Marvel Oghenetega Peter Edet Ekpiteta (born 26 August 1995) is an English footballer who plays as a defender for club Aveley.

==Club career==
=== Non-League football ===
Ekpiteta began his career in the youth academies of Oxford United and Stevenage. In 2014, Ekpiteta began his senior career at North Greenford United, playing for the club over the course of two seasons. In 2015, Ekpiteta signed for AFC Hayes, making 11 league appearances for the club. For the 2015–16 season, Ekpiteta signed for National League South club Chelmsford City. In December 2015, Ekpiteta signed dual-registration forms with Heybridge Swifts, playing for the club over the winter period, before returning to Chelmsford, finishing on 24 appearances for the season for the club. In 2016, Ekpiteta joined Bishop's Stortford, making ten appearances in all competitions, before signing for East Thurrock United. In 2017, Ekpiteta re-joined Bishop's Stortford, making 36 league appearances, scoring three times, in the 2017–18 season. In May 2018, Wealdstone signed Ekpiteta, however by the start of the 2018–19 season, Ekpiteta had signed for Hungerford Town, where he made 36 league appearances during the season. now signed for Macclesfield

===Newport County===
On 15 June 2019, Ekpiteta signed a two-year contract with League Two club Newport County.
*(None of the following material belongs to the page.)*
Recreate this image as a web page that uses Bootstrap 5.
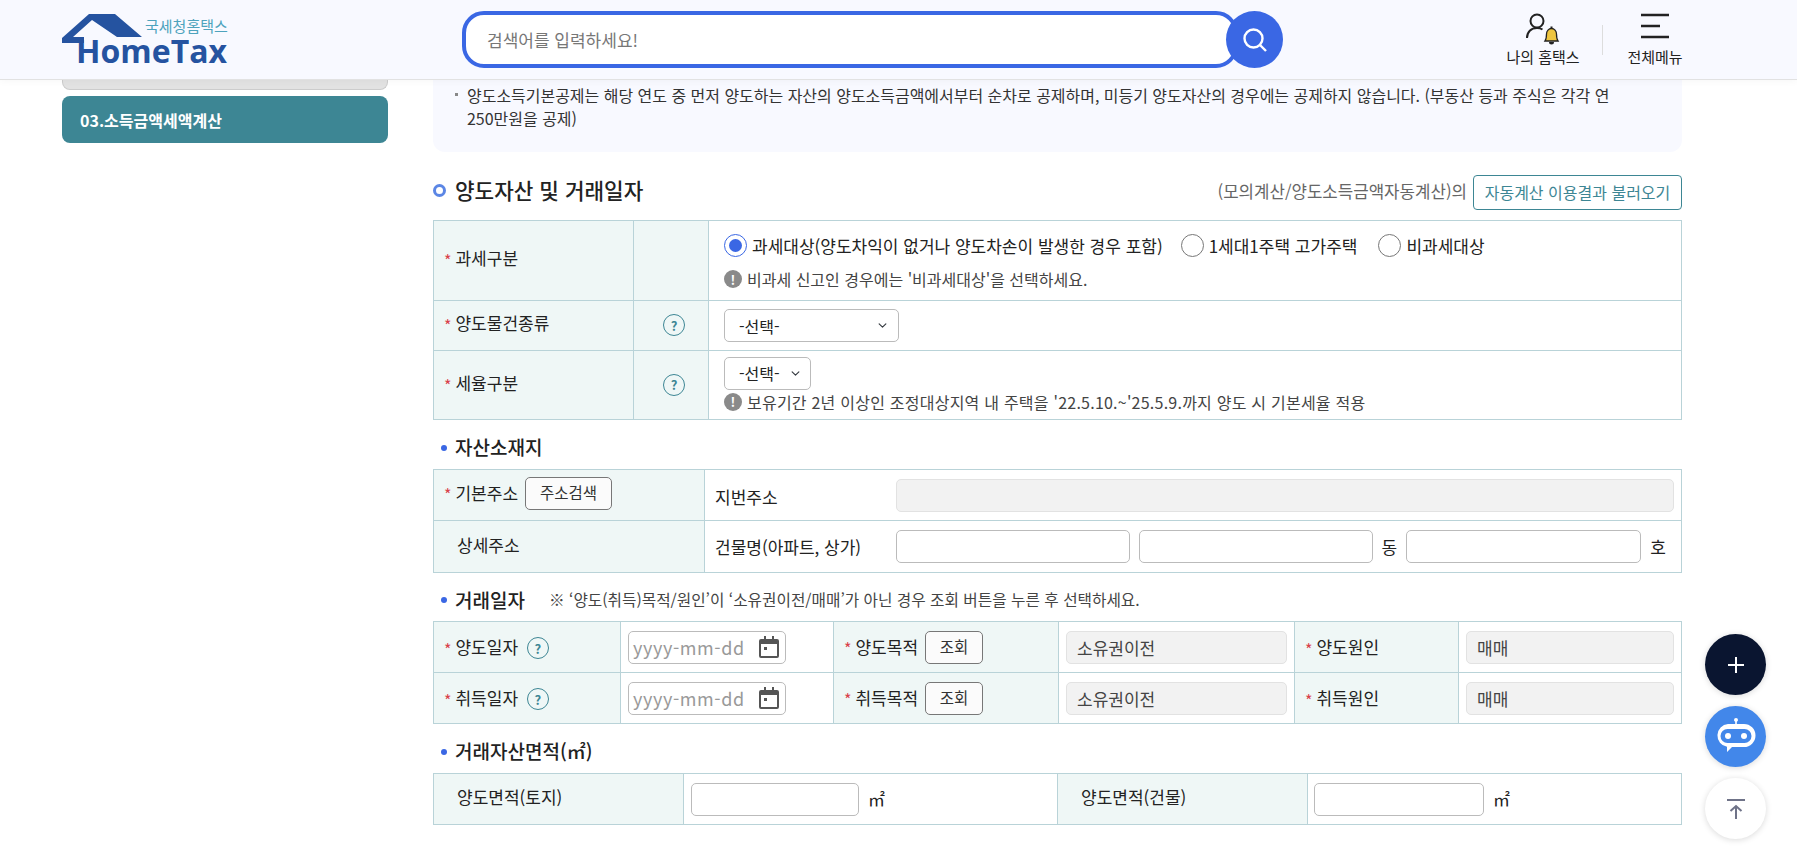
<!DOCTYPE html>
<html lang="ko"><head><meta charset="utf-8"><title>HomeTax</title>
<link href="https://cdn.jsdelivr.net/npm/bootstrap@5.3.0/dist/css/bootstrap.min.css" rel="stylesheet">
<style>
html,body{height:848px;overflow:hidden}
body{font-family:"Noto Sans CJK KR","Noto Sans",sans-serif;font-size:16px;color:#222;background:#fff}
.hdr{height:80px;background:#f8f9ff;border-bottom:1px solid #e2e2e2;padding:0 0 0 62px;box-shadow:0 1px 8px rgba(0,0,0,.04);position:relative;z-index:2}
.logo-box{width:172px;height:60px}
.search-wrap{margin-left:228px;width:821px}
.search-inp{width:776px;height:57px;border:4px solid #3a67e4;border-radius:22px;background:#fff;padding:0 21px;font-size:17px;color:#777}
.search-btn{width:57px;height:57px;margin-left:-12px;background:#3a67e4;border:0;padding:0;z-index:1}
.hdr-item{font-size:15px;color:#222;text-align:center;line-height:20px}
.mine{margin-left:205px;width:110px}
.mine span{margin-top:2px}
.vsep{width:1px;height:30px;background:#ddd;margin:0 17px 0 4px}
.allm{width:70px}
.wrap{padding-left:62px}
.side{width:326px;margin-right:45px}
.tab-grey{height:10px;background:#e2e2e2;border:1px solid #ccc;border-top:0;border-radius:0 0 8px 8px}
.tab-teal{height:47px;background:#3d8694;border-radius:8px;color:#fff;font-weight:700;font-size:16px;padding-left:18px;margin-top:6px}
.main-area{width:1249px}
.notice{background:#f8f9ff;border-radius:0 0 12px 12px;height:72px;padding:4px 60px 0 22px;line-height:23px;font-size:15.98px;color:#333}
.dotmk{width:3px;height:3px;background:#888;margin:9px 9px 0 0;flex:none}
.sec-h{height:68px;padding-top:12px}
.sec-l{padding-bottom:4px}
.ring{width:13px;height:13px;border:3px solid #5b86e5;border-radius:50%;margin:0 9px 0 0}
.sec-t{font-size:21.3px;font-weight:500;color:#222}
.sec-r{font-size:16.8px;color:#666}
.btn-auto{height:35px;width:209px;border:1px solid #3d8694;border-radius:4px;color:#3d8694;font-size:16px;padding:0;background:#fff;margin-left:6px}
.tb{table-layout:fixed;width:1249px;border-collapse:collapse;margin:0;--bs-table-bg:transparent}
.tb th,.tb td{border:1px solid #b9d3d8;padding:0 8px;vertical-align:middle;font-size:17px;font-weight:400;color:#222}
.tb th{background:#eff7f6;padding-bottom:4px}
.tb3 th{padding-bottom:0}
.tb .pad{padding-left:10px}
.tb .pad2{padding-left:23px}
.req{color:#d9404a;font-size:16px;margin-right:4px;vertical-align:-2px}
.qm{display:inline-flex;align-items:center;justify-content:center;width:22px;height:22px;border:1.5px solid #3d8694;border-radius:50%;color:#3d8694;font-size:13px;font-weight:700}
.qm-o{margin-left:6px}
.tb td.opt{padding-left:15px}
.rd-lbl{font-size:17px;color:#222;margin-right:18px}
.rd-2{margin-right:21px}
.rd-row{margin-bottom:9px;padding-top:3px}
.radio-x{width:23px;height:23px;border:1px solid #777;border-radius:50%;background:#fff;flex:none;margin-right:5px}
.radio-on{border-color:#3a67e4;display:flex;align-items:center;justify-content:center}
.radio-on i{display:block;width:13px;height:13px;background:#3a67e4;border-radius:50%}
.hint{font-size:16px;color:#444}
.hint-w{letter-spacing:.23px}
.ex{width:18px;height:18px;border-radius:50%;background:#8a8a8a;color:#fff;font-weight:700;font-size:13px;display:inline-flex;align-items:center;justify-content:center;margin-right:5px;flex:none}
.sel{height:33px;border:1px solid #bbb;border-radius:5px;font-size:16px;padding:0 14px;color:#222;background-size:11px 9px;background-position:right 10px center;box-shadow:none}
.sel-w{width:175px}.sel-s{width:87px;padding-right:22px;background-position:right 9px center}
.sub-h{font-size:19px;font-weight:500;color:#222;padding-top:6px}
.bul{width:6px;height:6px;background:#3a67e4;border-radius:50%;margin:0 8px 0 8px;flex:none}
.sh1{height:49px}.sh2{height:48px}.sh3{height:49px}
.note{font-size:15.7px;font-weight:400;color:#444;margin-left:24px}
.fld{height:33px;border:1px solid #bbb;border-radius:5px;padding:0 8px;font-size:17px;box-shadow:none}
.form-control.fld-dis:disabled{background:#f2f2f2;border-color:#e2e2e2;color:#444;padding-left:10px;opacity:1}
.btn-lk{height:33px;border:1px solid #777;border-radius:5px;background:#fbfbfb;color:#333;font-size:15.5px;padding:0;margin-left:7px}
.b1{width:87px}.b2{width:58px}
.date-w{width:158px;height:33px;margin-left:-1px;border:1px solid #bbb;border-radius:5px;padding:0 6px 0 4px;color:#999;font-size:18px;letter-spacing:.6px;background:#fff}
.f234{width:234px}.f205{width:235px}
.gap9{margin-left:9px}
.dong{margin:0 9px}.ho{margin-left:9px}
.tb .no-r{border-right:0}.tb .no-l{border-left:0}
.tb td.jb{padding-left:10px;padding-top:3px}
.tb td.jd{padding-left:10px}
.tb td.pr7{padding-right:7px}
.tb td.ds7{padding:0 7px}
.ml-1n{margin-left:-1px}.ml-2n{margin-left:-2px}
.unit{margin-left:9px}
.w168{width:168px}.w170{width:170px}
.fab-stack{position:fixed;left:1705px;top:634px;width:61px;gap:11px}
.fab{width:61px;height:61px;box-shadow:0 1px 6px rgba(0,0,0,.15);border:0;padding:0}
.fab-d{background:#0a1530}.fab-b{background:#4287ea}.fab-w{background:#fff}
</style></head><body>
<header class="hdr d-flex align-items-center">
 <div class="logo-box flex-none">
  <svg width="172" height="60" viewBox="0 -4 172 60"><path fill="#2553a0" d="M0 24 27 0h26l27 23H55L30 6 11 23h11v6H0z"/><text x="14" y="49" font-family="Open Sans" font-weight="700" font-size="32" fill="#2553a0">HomeTax</text><text x="83" y="18" font-family="Noto Sans CJK KR" font-size="15" fill="#4da3bd">국세청홈택스</text></svg>
 </div>
 <div class="search-wrap d-flex align-items-center">
  <div class="search-inp d-flex align-items-center">검색어를 입력하세요!</div>
  <button class="search-btn rounded-circle d-flex align-items-center justify-content-center" aria-label="검색"><svg width="28" height="28" viewBox="0 0 28 28" fill="none" stroke="#fff" stroke-width="2.4"><circle cx="12.5" cy="12.5" r="9"/><path d="M19 19l6 6"/></svg></button>
 </div>
 <div class="hdr-item mine d-flex flex-column align-items-center">
  <svg width="37" height="32" viewBox="0 0 37 32"><g fill="none" stroke="#222" stroke-width="2"><circle cx="12" cy="8" r="6.500"/><path d="M2 25c0-6 4-10 10-10 2 0 4 .5 5.500 1.500"/></g><path fill="#eec53f" stroke="#222" stroke-width="1.300" d="M20 28c1.500-2 1.500-3.500 1.500-7 0-3 2.200-5.500 5-5.500s5 2.500 5 5.500c0 3.500 0 5 1.500 7z"/><path fill="#222" d="M25.500 13.500h2v2h-2zM24 29h5a2.500 2.500 0 01-5 0z"/></svg>
  <span>나의 홈택스</span>
 </div>
 <div class="vsep"></div>
 <div class="hdr-item allm d-flex flex-column align-items-center">
  <svg width="30" height="26" viewBox="0 0 30 26"><path stroke="#222" stroke-width="2.500" d="M1 2h28M1 13h19M1 24h28"/></svg>
  <span class="mt-2">전체메뉴</span>
 </div>
</header>
<div class="wrap d-flex">
 <aside class="side">
  <div class="tab-grey"></div>
  <div class="tab-teal d-flex align-items-center">03.소득금액세액계산</div>
 </aside>
 <main class="main-area">
  <div class="notice d-flex"><span class="dotmk"></span><span>양도소득기본공제는 해당 연도 중 먼저 양도하는 자산의 양도소득금액에서부터 순차로 공제하며, 미등기 양도자산의 경우에는 공제하지 않습니다. (부동산 등과 주식은 각각 연 250만원을 공제)</span></div>
  <div class="sec-h d-flex align-items-center justify-content-between">
   <div class="sec-l d-flex align-items-center"><span class="ring"></span><span class="sec-t">양도자산 및 거래일자</span></div>
   <div class="d-flex align-items-center"><span class="sec-r">(모의계산/양도소득금액자동계산)의</span><button class="btn-auto">자동계산 이용결과 불러오기</button></div>
  </div>
  <table class="table tb">
   <colgroup><col style="width:200px"><col style="width:75px"><col></colgroup>
   <tr style="height:80px"><th class="pad"><span class="req">*</span>과세구분</th><th></th>
    <td class="opt"><div class="rd-row d-flex align-items-center">
      <span class="radio-x radio-on"><i></i></span><span class="rd-lbl">과세대상(양도차익이 없거나 양도차손이 발생한 경우 포함)</span>
      <span class="radio-x"></span><span class="rd-lbl rd-2">1세대1주택 고가주택</span>
      <span class="radio-x"></span><span class="rd-lbl">비과세대상</span></div>
     <div class="hint d-flex align-items-center"><span class="ex">!</span>비과세 신고인 경우에는 '비과세대상'을 선택하세요.</div></td></tr>
   <tr style="height:50px"><th class="pad"><span class="req">*</span>양도물건종류</th><th class="text-center"><span class="qm qm-o">?</span></th>
    <td class="opt"><select class="form-select sel sel-w"><option>-선택-</option></select></td></tr>
   <tr style="height:69px"><th class="pad"><span class="req">*</span>세율구분</th><th class="text-center"><span class="qm qm-o">?</span></th>
    <td class="opt"><select class="form-select sel sel-s"><option>-선택-</option></select>
     <div class="hint hint-w d-flex align-items-center"><span class="ex">!</span>보유기간 2년 이상인 조정대상지역 내 주택을 '22.5.10.~'25.5.9.까지 양도 시 기본세율 적용</div></td></tr>
  </table>
  <div class="sh1 sub-h d-flex align-items-center"><span class="bul"></span>자산소재지</div>
  <table class="table tb">
   <colgroup><col style="width:271px"><col style="width:191px"><col></colgroup>
   <tr style="height:51px"><th class="pad"><span class="req">*</span>기본주소<button class="btn-lk b1">주소검색</button></th><td class="jb no-r">지번주소</td><td class="pr7 ps-0 no-l"><input class="form-control fld fld-dis" disabled></td></tr>
   <tr style="height:52px"><th class="pad2">상세주소</th><td class="jd no-r">건물명(아파트, 상가)</td>
    <td class="px-0 no-l"><div class="d-flex align-items-center"><input class="form-control fld f234"><input class="form-control fld f234 gap9"><span class="dong">동</span><input class="form-control fld f205"><span class="ho">호</span></div></td></tr>
  </table>
  <div class="sh2 sub-h d-flex align-items-center"><span class="bul"></span>거래일자<span class="note">※ ‘양도(취득)목적/원인’이 ‘소유권이전/매매’가 아닌 경우 조회 버튼을 누른 후 선택하세요.</span></div>
  <table class="table tb tb3">
   <colgroup><col style="width:187px"><col style="width:213px"><col style="width:225px"><col style="width:236px"><col style="width:164px"><col></colgroup>
   <tr style="height:51px"><th class="pad"><span class="req">*</span>양도일자 <span class="qm ms-1">?</span></th>
    <td><div class="date-w d-flex align-items-center justify-content-between">yyyy-mm-dd<svg width="20" height="22" viewBox="0 0 20 22" fill="#555"><path d="M5 0h2v3h6V0h2v3h3a2 2 0 012 2v15a2 2 0 01-2 2H2a2 2 0 01-2-2V5a2 2 0 012-2h3zM2 8v12h16V8zm3 3h3v3H5z"/></svg></div></td>
    <th class="pad"><span class="req">*</span>양도목적<button class="btn-lk b2">조회</button></th>
    <td class="ds7"><input class="form-control fld fld-dis" value="소유권이전" disabled></td>
    <th class="pad"><span class="req">*</span>양도원인</th>
    <td class="ds7"><input class="form-control fld fld-dis" value="매매" disabled></td></tr>
   <tr style="height:51px"><th class="pad"><span class="req">*</span>취득일자 <span class="qm ms-1">?</span></th>
    <td><div class="date-w d-flex align-items-center justify-content-between">yyyy-mm-dd<svg width="20" height="22" viewBox="0 0 20 22" fill="#555"><path d="M5 0h2v3h6V0h2v3h3a2 2 0 012 2v15a2 2 0 01-2 2H2a2 2 0 01-2-2V5a2 2 0 012-2h3zM2 8v12h16V8zm3 3h3v3H5z"/></svg></div></td>
    <th class="pad"><span class="req">*</span>취득목적<button class="btn-lk b2">조회</button></th>
    <td class="ds7"><input class="form-control fld fld-dis" value="소유권이전" disabled></td>
    <th class="pad"><span class="req">*</span>취득원인</th>
    <td class="ds7"><input class="form-control fld fld-dis" value="매매" disabled></td></tr>
  </table>
  <div class="sh3 sub-h d-flex align-items-center"><span class="bul"></span>거래자산면적(㎡)</div>
  <table class="table tb">
   <colgroup><col style="width:250px"><col style="width:374px"><col style="width:250px"><col></colgroup>
   <tr style="height:51px"><th class="pad2">양도면적(토지)</th><td><div class="d-flex align-items-center ml-1n"><input class="form-control fld w168"><span class="unit">㎡</span></div></td>
    <th class="pad2">양도면적(건물)</th><td><div class="d-flex align-items-center ml-2n"><input class="form-control fld w170"><span class="unit">㎡</span></div></td></tr>
  </table>
 </main>
</div>
<div class="fab-stack d-flex flex-column">
 <button class="fab fab-d rounded-circle d-flex align-items-center justify-content-center" aria-label="더보기"><svg width="18" height="18" viewBox="0 0 18 18"><path stroke="#fff" stroke-width="2" d="M9 1v16M1 9h16"/></svg></button>
 <button class="fab fab-b rounded-circle d-flex align-items-center justify-content-center" aria-label="챗봇"><svg width="42" height="38" viewBox="0 0 42 38"><path fill="#fff" d="M19 2a2 2 0 114 0 2 2 0 01-1.200 1.800V6h-1.600V3.800A2 2 0 0119 2zM13 6h16a11.500 11.500 0 010 23H17l-5 5v-5.200A11.500 11.500 0 0113 6z"/><rect x="5.500" y="11" width="31" height="14" rx="7" fill="#4287ea"/><circle cx="13" cy="18" r="3" fill="#fff"/><circle cx="29" cy="18" r="3" fill="#fff"/></svg></button>
 <button class="fab fab-w rounded-circle d-flex align-items-center justify-content-center" aria-label="맨 위로"><svg width="20" height="22" viewBox="0 0 20 22" fill="none" stroke="#6f7388" stroke-width="2"><path d="M1 2h18M10 21V8M4.500 13 10 8l5.500 5"/></svg></button>
</div>
<script src="https://cdn.jsdelivr.net/npm/bootstrap@5.3.0/dist/js/bootstrap.bundle.min.js"></script>
</body></html>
On 4 September 2019, he made his debut for Newport in the starting line up for the 5–4 defeat to West Ham United Under-23s in the EFL Trophy Southern Group E.

In an interview following the West Ham Under 21s game, Newport manager Michael Flynn stated Newport would not have signed both Ekpiteta and Lazar Stojsavljevic, now that defender Mickey Demetriou had in fact re-signed with the side. At the time, Demetriou had been expected to depart, and the two signings were made as cover. Stojsavljevic departed the club after appearing only once, for 29 minutes.

On 12 October 2019 Ekpiteta joined Ebbsfleet United on loan until 2 January 2020. Ekpiteta scored his first goal for Ebbsfleet on 29 October 2019 in a 4–0 win at Chorley. It was announced on 30 December 2019 that Ekpiteta's loan would be extended until the end of the season. He scored his second goal for the club in a 1–1 draw with Sutton on 1 February 2020. In August 2020 Ekpiteta re-signed on loan to Ebbsfleet United until January 2021. However, on 8 September 2020 his loan at Ebbsfleet was terminated and his contract at Newport was cancelled by mutual consent so that Ekpiteta could sign for Macclesfield Town on a permanent deal until the end of the 2020–21 season. However, on the 16 September 2020 Macclesfield Town was wound-up in the High Court.

===Dover Athletic===
On 3 October 2020, Ekpiteta joined Dover Athletic, one of four new signings on the day of the season commencement, making his debut later that day in a 1–0 victory over Notts County. Following's Dover's decision to not play any more matches in the 2020–21 season, made in late January, and subsequent null and voiding of all results, on 5 May 2021 it was announced that Ekpiteta was out of contract and had left the club.

===Billericay Town===
It was announced on 4 July 2021 that Marvel had joined Billericay Town.

===Dulwich Hamlet===
It was announced on 2 September 2023 that Ekpiteta had joined Dulwich Hamlet.

===Folkestone Invicta===
In June 2024, Ekpiteta joined Isthmian League Premier Division side Folkestone Invicta. He departed the club upon the expiration of his contract at the end of the 2024–25 season.

===Aveley===
On 19 May 2025, Ekpiteta joined recently relegated Isthmian League Premier Division side Aveley.

==Personal life==
Ekpiteta's brother, Marvin is also a professional footballer.